== Data section ==

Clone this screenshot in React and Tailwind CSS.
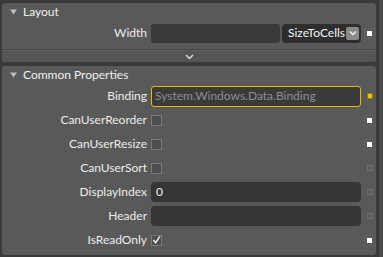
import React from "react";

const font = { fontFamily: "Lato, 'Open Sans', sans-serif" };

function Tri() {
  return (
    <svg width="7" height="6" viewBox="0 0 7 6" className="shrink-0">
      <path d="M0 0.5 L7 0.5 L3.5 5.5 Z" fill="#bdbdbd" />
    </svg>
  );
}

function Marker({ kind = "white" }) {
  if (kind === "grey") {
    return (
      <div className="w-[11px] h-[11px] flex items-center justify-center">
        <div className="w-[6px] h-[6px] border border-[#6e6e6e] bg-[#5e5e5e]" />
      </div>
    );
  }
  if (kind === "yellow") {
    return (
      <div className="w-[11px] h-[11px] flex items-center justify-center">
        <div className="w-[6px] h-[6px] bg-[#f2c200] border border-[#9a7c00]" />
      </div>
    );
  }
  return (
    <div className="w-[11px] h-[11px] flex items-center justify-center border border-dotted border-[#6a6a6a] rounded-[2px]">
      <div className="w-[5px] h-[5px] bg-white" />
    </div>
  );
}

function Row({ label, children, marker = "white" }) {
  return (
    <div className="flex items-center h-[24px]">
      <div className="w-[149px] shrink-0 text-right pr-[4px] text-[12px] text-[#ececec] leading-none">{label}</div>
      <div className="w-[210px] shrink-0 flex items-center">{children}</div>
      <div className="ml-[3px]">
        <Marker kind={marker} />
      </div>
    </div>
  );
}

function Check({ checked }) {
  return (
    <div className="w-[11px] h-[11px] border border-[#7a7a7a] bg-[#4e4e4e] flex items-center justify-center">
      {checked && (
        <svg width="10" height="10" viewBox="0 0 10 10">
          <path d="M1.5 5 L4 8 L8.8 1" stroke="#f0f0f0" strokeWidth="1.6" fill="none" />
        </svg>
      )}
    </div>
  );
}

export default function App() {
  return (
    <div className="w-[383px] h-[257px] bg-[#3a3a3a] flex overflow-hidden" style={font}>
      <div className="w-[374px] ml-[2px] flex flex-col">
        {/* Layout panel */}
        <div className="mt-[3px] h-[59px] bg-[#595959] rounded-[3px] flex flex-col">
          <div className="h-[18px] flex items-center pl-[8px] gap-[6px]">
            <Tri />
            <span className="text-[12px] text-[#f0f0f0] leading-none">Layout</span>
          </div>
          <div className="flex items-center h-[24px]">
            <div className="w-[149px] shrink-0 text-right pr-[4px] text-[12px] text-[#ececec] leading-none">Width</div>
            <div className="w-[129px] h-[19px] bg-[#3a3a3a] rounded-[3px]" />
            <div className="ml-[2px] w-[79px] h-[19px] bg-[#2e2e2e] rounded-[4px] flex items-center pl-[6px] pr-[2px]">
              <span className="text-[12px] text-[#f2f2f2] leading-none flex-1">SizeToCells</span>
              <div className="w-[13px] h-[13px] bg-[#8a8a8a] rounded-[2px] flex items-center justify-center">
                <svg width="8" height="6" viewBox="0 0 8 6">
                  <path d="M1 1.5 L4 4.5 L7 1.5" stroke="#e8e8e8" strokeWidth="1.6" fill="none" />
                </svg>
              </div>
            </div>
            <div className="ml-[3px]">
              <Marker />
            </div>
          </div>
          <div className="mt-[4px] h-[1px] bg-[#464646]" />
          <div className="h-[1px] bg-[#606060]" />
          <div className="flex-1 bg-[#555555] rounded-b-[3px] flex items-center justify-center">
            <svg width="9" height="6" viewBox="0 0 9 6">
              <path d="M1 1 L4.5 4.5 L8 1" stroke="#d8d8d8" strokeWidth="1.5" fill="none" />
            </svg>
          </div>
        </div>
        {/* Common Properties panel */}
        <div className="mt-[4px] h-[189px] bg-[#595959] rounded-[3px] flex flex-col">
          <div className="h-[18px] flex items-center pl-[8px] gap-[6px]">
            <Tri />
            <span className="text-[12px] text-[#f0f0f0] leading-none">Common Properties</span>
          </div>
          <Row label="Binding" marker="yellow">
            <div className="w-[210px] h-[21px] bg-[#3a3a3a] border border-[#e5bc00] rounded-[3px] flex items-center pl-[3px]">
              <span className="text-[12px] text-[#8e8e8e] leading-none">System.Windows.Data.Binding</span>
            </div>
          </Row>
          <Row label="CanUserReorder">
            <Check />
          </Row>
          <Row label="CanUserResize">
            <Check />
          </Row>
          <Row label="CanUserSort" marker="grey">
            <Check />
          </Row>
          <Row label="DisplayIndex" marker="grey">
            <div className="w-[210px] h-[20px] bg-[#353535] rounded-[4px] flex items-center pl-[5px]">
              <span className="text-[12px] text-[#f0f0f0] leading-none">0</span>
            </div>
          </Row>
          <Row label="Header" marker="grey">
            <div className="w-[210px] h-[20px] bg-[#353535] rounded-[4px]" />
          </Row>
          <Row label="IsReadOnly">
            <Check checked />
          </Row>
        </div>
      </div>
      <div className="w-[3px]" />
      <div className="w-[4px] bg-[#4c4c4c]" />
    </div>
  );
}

===

What is asked: Transcribe the material as is, with images omitted.

Solution:
Clone this screenshot in React and Tailwind CSS.
import React from "react";

const font = { fontFamily: "Lato, 'Open Sans', sans-serif" };

function Tri() {
  return (
    <svg width="7" height="6" viewBox="0 0 7 6" className="shrink-0">
      <path d="M0 0.5 L7 0.5 L3.5 5.5 Z" fill="#bdbdbd" />
    </svg>
  );
}

function Marker({ kind = "white" }) {
  if (kind === "grey") {
    return (
      <div className="w-[11px] h-[11px] flex items-center justify-center">
        <div className="w-[6px] h-[6px] border border-[#6e6e6e] bg-[#5e5e5e]" />
      </div>
    );
  }
  if (kind === "yellow") {
    return (
      <div className="w-[11px] h-[11px] flex items-center justify-center">
        <div className="w-[6px] h-[6px] bg-[#f2c200] border border-[#9a7c00]" />
      </div>
    );
  }
  return (
    <div className="w-[11px] h-[11px] flex items-center justify-center border border-dotted border-[#6a6a6a] rounded-[2px]">
      <div className="w-[5px] h-[5px] bg-white" />
    </div>
  );
}

function Row({ label, children, marker = "white" }) {
  return (
    <div className="flex items-center h-[24px]">
      <div className="w-[149px] shrink-0 text-right pr-[4px] text-[12px] text-[#ececec] leading-none">{label}</div>
      <div className="w-[210px] shrink-0 flex items-center">{children}</div>
      <div className="ml-[3px]">
        <Marker kind={marker} />
      </div>
    </div>
  );
}

function Check({ checked }) {
  return (
    <div className="w-[11px] h-[11px] border border-[#7a7a7a] bg-[#4e4e4e] flex items-center justify-center">
      {checked && (
        <svg width="10" height="10" viewBox="0 0 10 10">
          <path d="M1.5 5 L4 8 L8.8 1" stroke="#f0f0f0" strokeWidth="1.6" fill="none" />
        </svg>
      )}
    </div>
  );
}

export default function App() {
  return (
    <div className="w-[383px] h-[257px] bg-[#3a3a3a] flex overflow-hidden" style={font}>
      <div className="w-[374px] ml-[2px] flex flex-col">
        {/* Layout panel */}
        <div className="mt-[3px] h-[59px] bg-[#595959] rounded-[3px] flex flex-col">
          <div className="h-[18px] flex items-center pl-[8px] gap-[6px]">
            <Tri />
            <span className="text-[12px] text-[#f0f0f0] leading-none">Layout</span>
          </div>
          <div className="flex items-center h-[24px]">
            <div className="w-[149px] shrink-0 text-right pr-[4px] text-[12px] text-[#ececec] leading-none">Width</div>
            <div className="w-[129px] h-[19px] bg-[#3a3a3a] rounded-[3px]" />
            <div className="ml-[2px] w-[79px] h-[19px] bg-[#2e2e2e] rounded-[4px] flex items-center pl-[6px] pr-[2px]">
              <span className="text-[12px] text-[#f2f2f2] leading-none flex-1">SizeToCells</span>
              <div className="w-[13px] h-[13px] bg-[#8a8a8a] rounded-[2px] flex items-center justify-center">
                <svg width="8" height="6" viewBox="0 0 8 6">
                  <path d="M1 1.5 L4 4.5 L7 1.5" stroke="#e8e8e8" strokeWidth="1.6" fill="none" />
                </svg>
              </div>
            </div>
            <div className="ml-[3px]">
              <Marker />
            </div>
          </div>
          <div className="mt-[4px] h-[1px] bg-[#464646]" />
          <div className="h-[1px] bg-[#606060]" />
          <div className="flex-1 bg-[#555555] rounded-b-[3px] flex items-center justify-center">
            <svg width="9" height="6" viewBox="0 0 9 6">
              <path d="M1 1 L4.5 4.5 L8 1" stroke="#d8d8d8" strokeWidth="1.5" fill="none" />
            </svg>
          </div>
        </div>
        {/* Common Properties panel */}
        <div className="mt-[4px] h-[189px] bg-[#595959] rounded-[3px] flex flex-col">
          <div className="h-[18px] flex items-center pl-[8px] gap-[6px]">
            <Tri />
            <span className="text-[12px] text-[#f0f0f0] leading-none">Common Properties</span>
          </div>
          <Row label="Binding" marker="yellow">
            <div className="w-[210px] h-[21px] bg-[#3a3a3a] border border-[#e5bc00] rounded-[3px] flex items-center pl-[3px]">
              <span className="text-[12px] text-[#8e8e8e] leading-none">System.Windows.Data.Binding</span>
            </div>
          </Row>
          <Row label="CanUserReorder">
            <Check />
          </Row>
          <Row label="CanUserResize">
            <Check />
          </Row>
          <Row label="CanUserSort" marker="grey">
            <Check />
          </Row>
          <Row label="DisplayIndex" marker="grey">
            <div className="w-[210px] h-[20px] bg-[#353535] rounded-[4px] flex items-center pl-[5px]">
              <span className="text-[12px] text-[#f0f0f0] leading-none">0</span>
            </div>
          </Row>
          <Row label="Header" marker="grey">
            <div className="w-[210px] h-[20px] bg-[#353535] rounded-[4px]" />
          </Row>
          <Row label="IsReadOnly">
            <Check checked />
          </Row>
        </div>
      </div>
      <div className="w-[3px]" />
      <div className="w-[4px] bg-[#4c4c4c]" />
    </div>
  );
}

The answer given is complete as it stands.